Thursday, April 10, 2014

On Nancy Grace, Ultimate Warrior, and Steroids

Warrior's death was used by Grace as a base talking point
Photo Credit: WWE.com
Video via Headline News

Hashtag abuser and serial shock news peddler Nancy Grace tackled the Ultimate Warrior's death last night on her show on the Headline News Network. She welcomed Diamond Dallas Page onto the show as an expert guest and went on a semi-informed tirade about steroid abuse in wrestling. She covered the death with all the sensitivity one would expect from her, which is to say she had an agenda and kept ramming it into the camera and her guests' faces as if it were a battering ram crashing down the gates of Helms' Deep. Basically, she brought on medical experts to talk about how dangerous steroids are, rolled a list of premature deaths in wrestling, including Owen Hart, whose death had nothing to do with drug abuse, and then borderline harassed Page with her line of questioning.

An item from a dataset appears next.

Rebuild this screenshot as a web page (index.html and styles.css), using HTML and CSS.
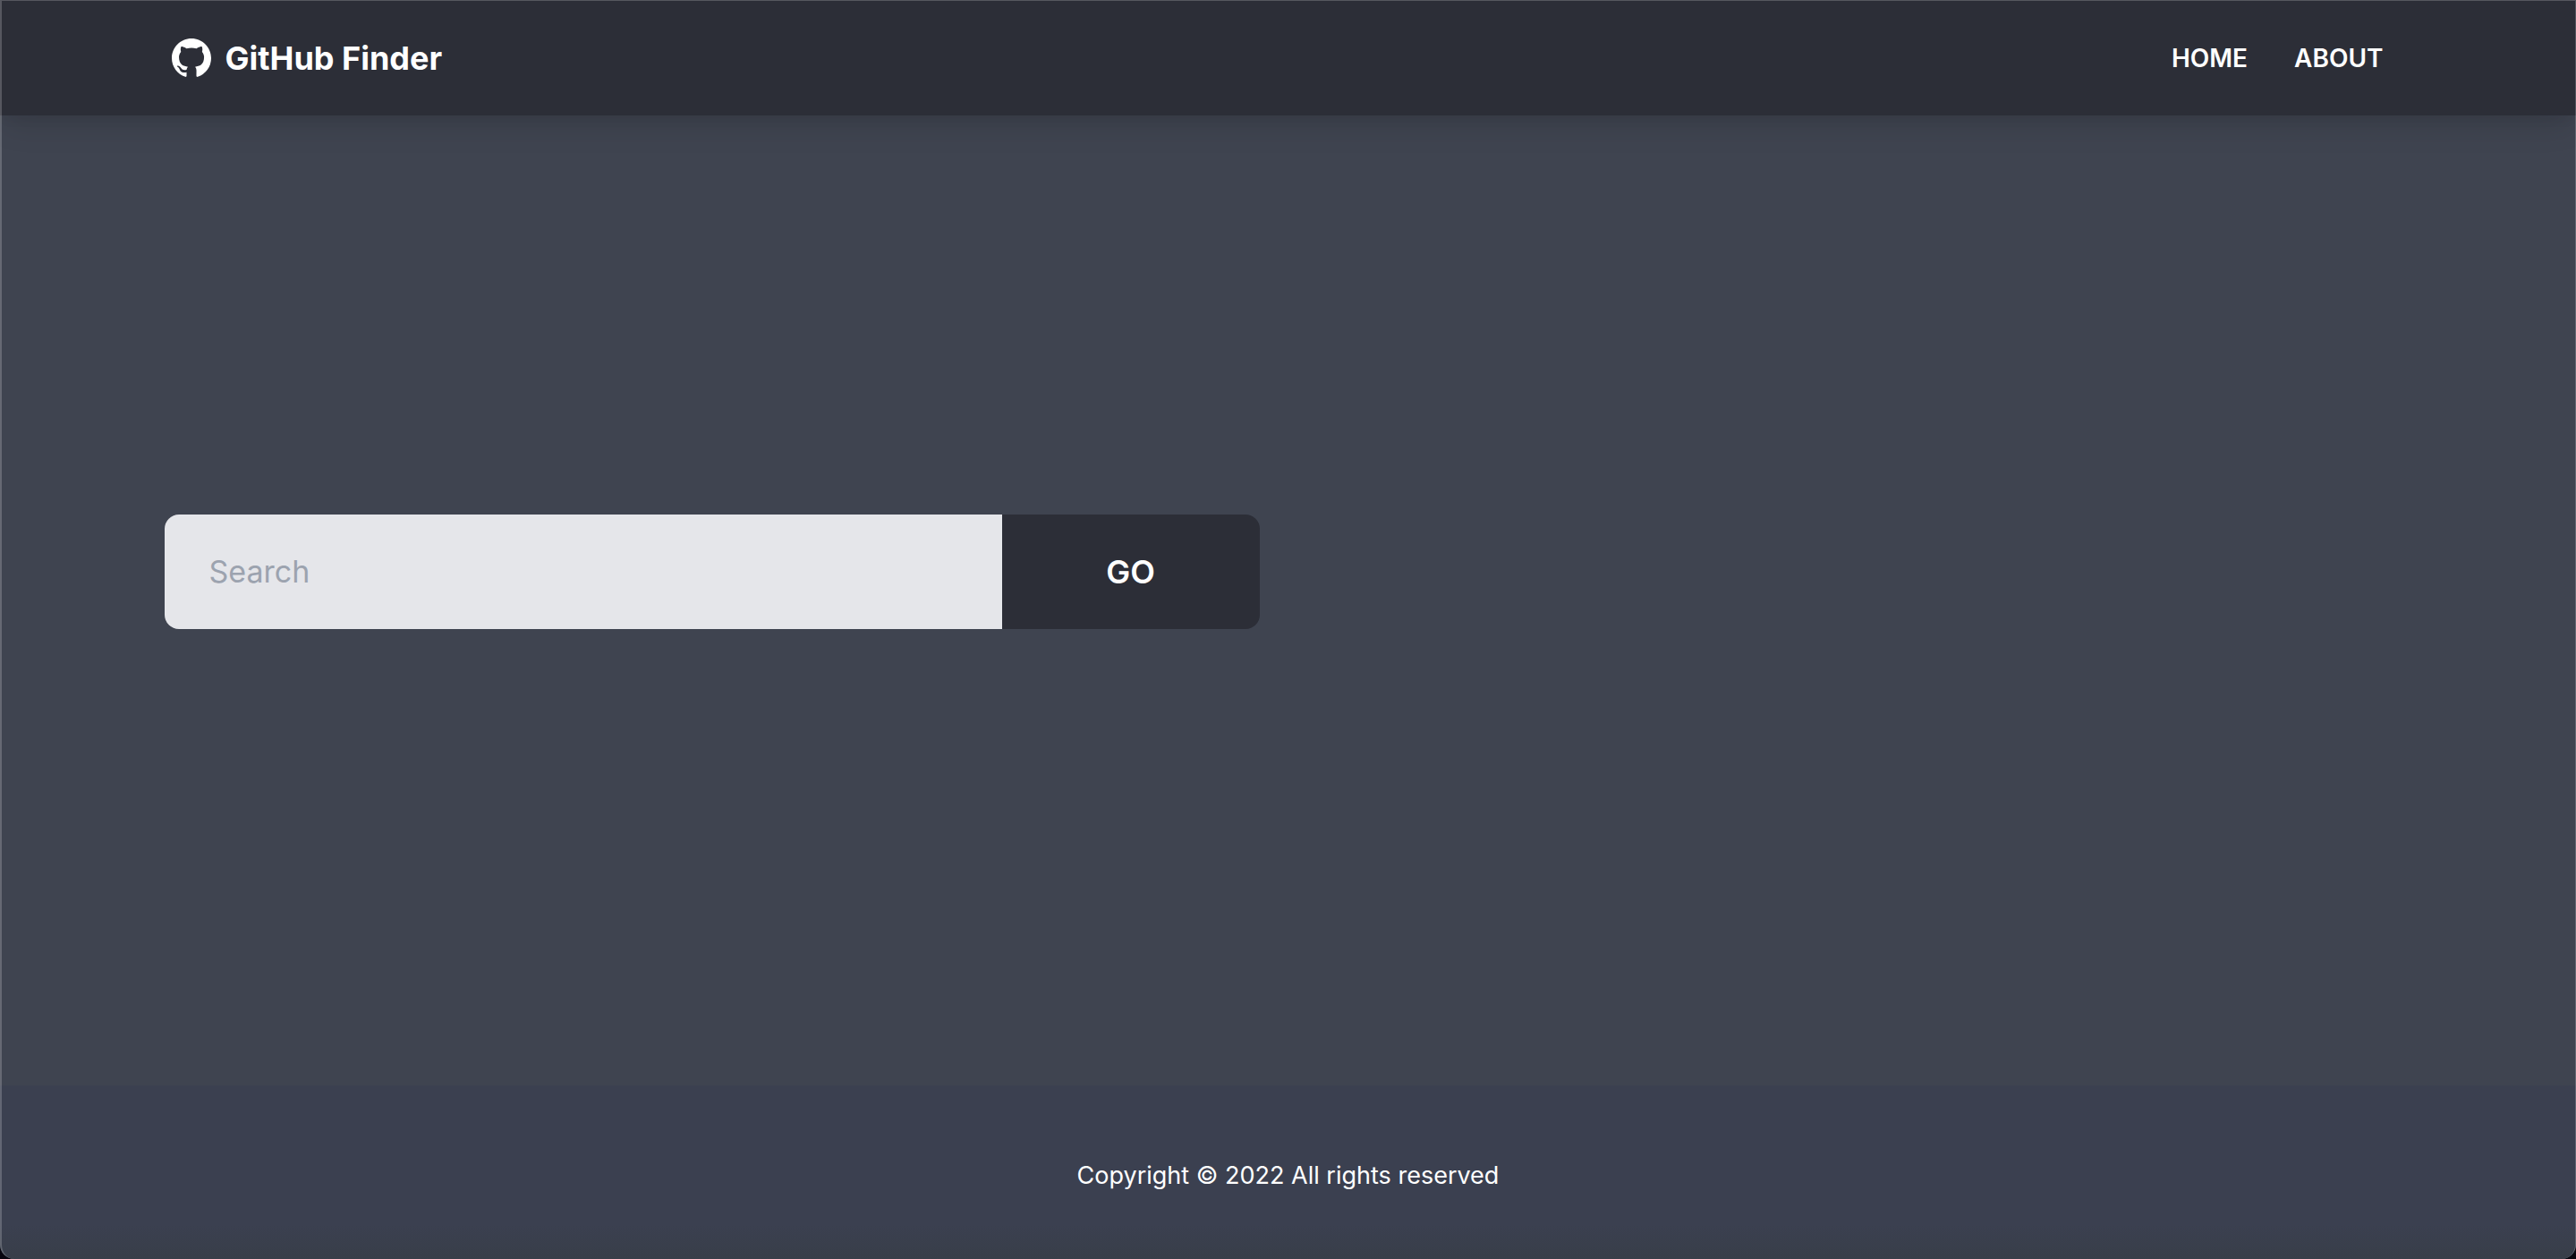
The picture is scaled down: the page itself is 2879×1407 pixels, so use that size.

Her treatment of Warrior's death and the wrestling business in general sparked a powder keg of outrage from wrestlers and wrestling fans alike, which is a shame, because someone who has journalistic integrity or any modicum of respect to subject material could have tackled the epidemic of substance abuse in pro wrestling and maybe made some headway into why drugs are readily available to these wrestlers. Instead, she picked the American boogeyman of steroids and hacked away until she got her desired fill of tirade.

Of course, her brand of rabble-rousing does no one any good. In a perfect world, she'd be easily ignored, but the amount of influence she holds among those who don't know any better is startling, and even more stunning is how wrong she is. Firstly, the inclusion of Hart, who died because he was forced into a dangerous working condition by a promoter who wanted the kick of seeing him rappel in from the rafters, is crass and places blame for his death on him instead of on Vince McMahon and the people who failed Hart and his safety. Martha Hart has had to suffer enough over the years, and she and her children do not need the indignity of ignorant Middle Americans who suckle on the teat of Grace's misinformation to harangue the memory of her husband further than it already has been.

Secondly, the steroid boogeyman is a disingenuous target and ignores the bigger problem of substance abuse in wrestling locker rooms. Blame is too easily assigned to steroids and other performance enhancing drugs when their monitored moderate use may have beneficial health effects. Any wrestler who died prematurely or who has had near death experiences more than likely owed his or her perils to substances other than or in addition to steroids. Buff Bagwell, Jeff Hardy, and Matt Hardy both have had public bouts with Somas. Scott Hall, Jake Roberts, and Eddie Guerrero all battled alcoholism. Chris Benoit was reportedly addicted to painkillers in addition to the steroids he was most certainly using. Cocaine use in the '80s WWF has been rumored to have been legendary in its scope. All of the above categories of intoxicants generally are considered far more dangerous than the use or even abuse of steroids.

But assuming that steroids lead to life-threatening problems, why is the blame nestled within the wrestlers themselves when the pressure to look like absurdly proportioned muscleheads comes from the top of the food chain? McMahon is the one who bears most of the blame, since the institutional pressure to look like you were sculpted from marble, especially in the absence of the Wellness Program, may have led to steroid abuse whether condoned by McMahon explicitly or not.

Wrestlers get used up by the business and spat out with a high risk of early death because of the atmosphere in locker rooms. Granted, WWE's Wellness Program is a step in the right direction. I'm not in those locker rooms, so I can't say with any veracity whether it works or not. Sadly, a lack of access keeps me from finding things out, and even those within the wrestling journalism community seem to be too niche and close to the source to enact any real change.

But if people in the national media really cared about wrestling and wrestlers, they wouldn't treat it like a sideshow with their foregone conclusions driving muckraking pieces meant to rile up Middle America into a panic. Nancy Grace would use her bully pulpit to dig deep, get answers to see whether conditions really have changed, and if not, put pressure on companies for the better of everyone involved within pro wrestling companies. Conglomerates like ESPN wouldn't allow shit-for-brains shock jocks like Colin Cowherd to "embrace debate" by poking the hornets' nest of wrestling fans by calling them nose-pickers.

Pro wrestling may not right now be the haute culture form of entertainment, and I don't know if it ever will be. However, the people who like it and those who perform in it are human beings, and they deserve the same respect as anyone in any other field or fandom. If pro wrestlers are dying early, they don't deserve scorn, they deserve help and attention. Nancy Grace prodding at Diamond Dallas Page and driving at an agenda doesn't help. It's just a shame no one better will come in, smack her down, and try to enact real journalistic change from a higher plane.